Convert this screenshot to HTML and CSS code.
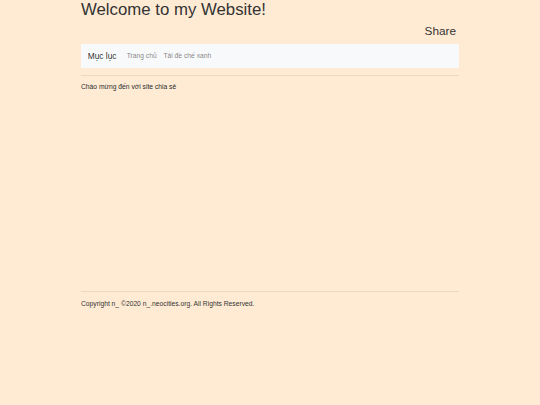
FILE: index.html
```html
<!DOCTYPE html>
<html lang="vi">
<head>
<meta charset="utf-8">
<title>Welcome to my Website!</title>
<link rel="stylesheet" href="styles.css">
</head>
<body>
<div class="container">
  <header class="site-header">
    <h1 class="site-title">Welcome to my Website!</h1>
    <h3 class="share">Share</h3>
  </header>
  <nav class="navbar">
    <a class="brand" href="#">Mục lục</a>
    <ul class="nav">
      <li><a class="nav-link" href="#">Trang chủ</a></li>
      <li><a class="nav-link" href="#">Tải đề chế xanh</a></li>
    </ul>
  </nav>
  <hr class="rule">
  <main class="content">
    <p class="intro">Chào mừng đến với site chia sẻ</p>
  </main>
  <hr class="rule">
  <footer class="footer">
    <p class="copy">Copyright n_ ©2020 n_.neocities.org. All Rights Reserved.</p>
  </footer>
</div>
</body>
</html>
```

FILE: styles.css
```css
html, body {
  margin: 0;
  padding: 0;
}
body {
  background: #ffebd4;
  color: #2a2c2f;
  font-family: "Liberation Sans", Arial, sans-serif;
  font-size: 6.72px;
  line-height: 1.5;
}
.container {
  width: 378px;
  margin: 0 auto;
}
.site-header {
  display: flex;
  flex-direction: column;
}
.site-title {
  margin: 0 0 3.4px;
  font-size: 16.8px;
  font-weight: 400;
  line-height: 1.2;
  color: #333;
}
.share {
  margin: 0 3px 6.4px 0;
  align-self: flex-end;
  font-size: 11.8px;
  font-weight: 400;
  line-height: 1.2;
  color: #333;
}
.navbar {
  display: flex;
  align-items: center;
  background: #f8f9fa;
  padding: 3.4px 6.7px;
  height: 24px;
  box-sizing: border-box;
}
.brand {
  font-size: 8.4px;
  line-height: 12.6px;
  color: rgba(0,0,0,.85);
  text-decoration: none;
  margin-right: 6.7px;
}
.nav {
  display: flex;
  list-style: none;
  margin: 0;
  padding: 0;
}
.nav-link {
  display: block;
  padding: 0 3.4px;
  color: rgba(0,0,0,.5);
  text-decoration: none;
}
.rule {
  margin: 6.7px 0;
  border: 0;
  border-top: 1px solid rgba(0,0,0,.08);
}
.content {
  height: 202px;
}
.intro, .copy {
  margin: 0;
}
.footer {
  color: #333;
}
```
■ ■ ■ ■ ■
→ WRITTEN TASK
Reproduce each line word for word and drop the pictures.

→ SOLUTION FOR THIS TASK
Convert this screenshot to HTML and CSS code.
FILE: index.html
```html
<!DOCTYPE html>
<html lang="vi">
<head>
<meta charset="utf-8">
<title>Welcome to my Website!</title>
<link rel="stylesheet" href="styles.css">
</head>
<body>
<div class="container">
  <header class="site-header">
    <h1 class="site-title">Welcome to my Website!</h1>
    <h3 class="share">Share</h3>
  </header>
  <nav class="navbar">
    <a class="brand" href="#">Mục lục</a>
    <ul class="nav">
      <li><a class="nav-link" href="#">Trang chủ</a></li>
      <li><a class="nav-link" href="#">Tải đề chế xanh</a></li>
    </ul>
  </nav>
  <hr class="rule">
  <main class="content">
    <p class="intro">Chào mừng đến với site chia sẻ</p>
  </main>
  <hr class="rule">
  <footer class="footer">
    <p class="copy">Copyright n_ ©2020 n_.neocities.org. All Rights Reserved.</p>
  </footer>
</div>
</body>
</html>
```

FILE: styles.css
```css
html, body {
  margin: 0;
  padding: 0;
}
body {
  background: #ffebd4;
  color: #2a2c2f;
  font-family: "Liberation Sans", Arial, sans-serif;
  font-size: 6.72px;
  line-height: 1.5;
}
.container {
  width: 378px;
  margin: 0 auto;
}
.site-header {
  display: flex;
  flex-direction: column;
}
.site-title {
  margin: 0 0 3.4px;
  font-size: 16.8px;
  font-weight: 400;
  line-height: 1.2;
  color: #333;
}
.share {
  margin: 0 3px 6.4px 0;
  align-self: flex-end;
  font-size: 11.8px;
  font-weight: 400;
  line-height: 1.2;
  color: #333;
}
.navbar {
  display: flex;
  align-items: center;
  background: #f8f9fa;
  padding: 3.4px 6.7px;
  height: 24px;
  box-sizing: border-box;
}
.brand {
  font-size: 8.4px;
  line-height: 12.6px;
  color: rgba(0,0,0,.85);
  text-decoration: none;
  margin-right: 6.7px;
}
.nav {
  display: flex;
  list-style: none;
  margin: 0;
  padding: 0;
}
.nav-link {
  display: block;
  padding: 0 3.4px;
  color: rgba(0,0,0,.5);
  text-decoration: none;
}
.rule {
  margin: 6.7px 0;
  border: 0;
  border-top: 1px solid rgba(0,0,0,.08);
}
.content {
  height: 202px;
}
.intro, .copy {
  margin: 0;
}
.footer {
  color: #333;
}
```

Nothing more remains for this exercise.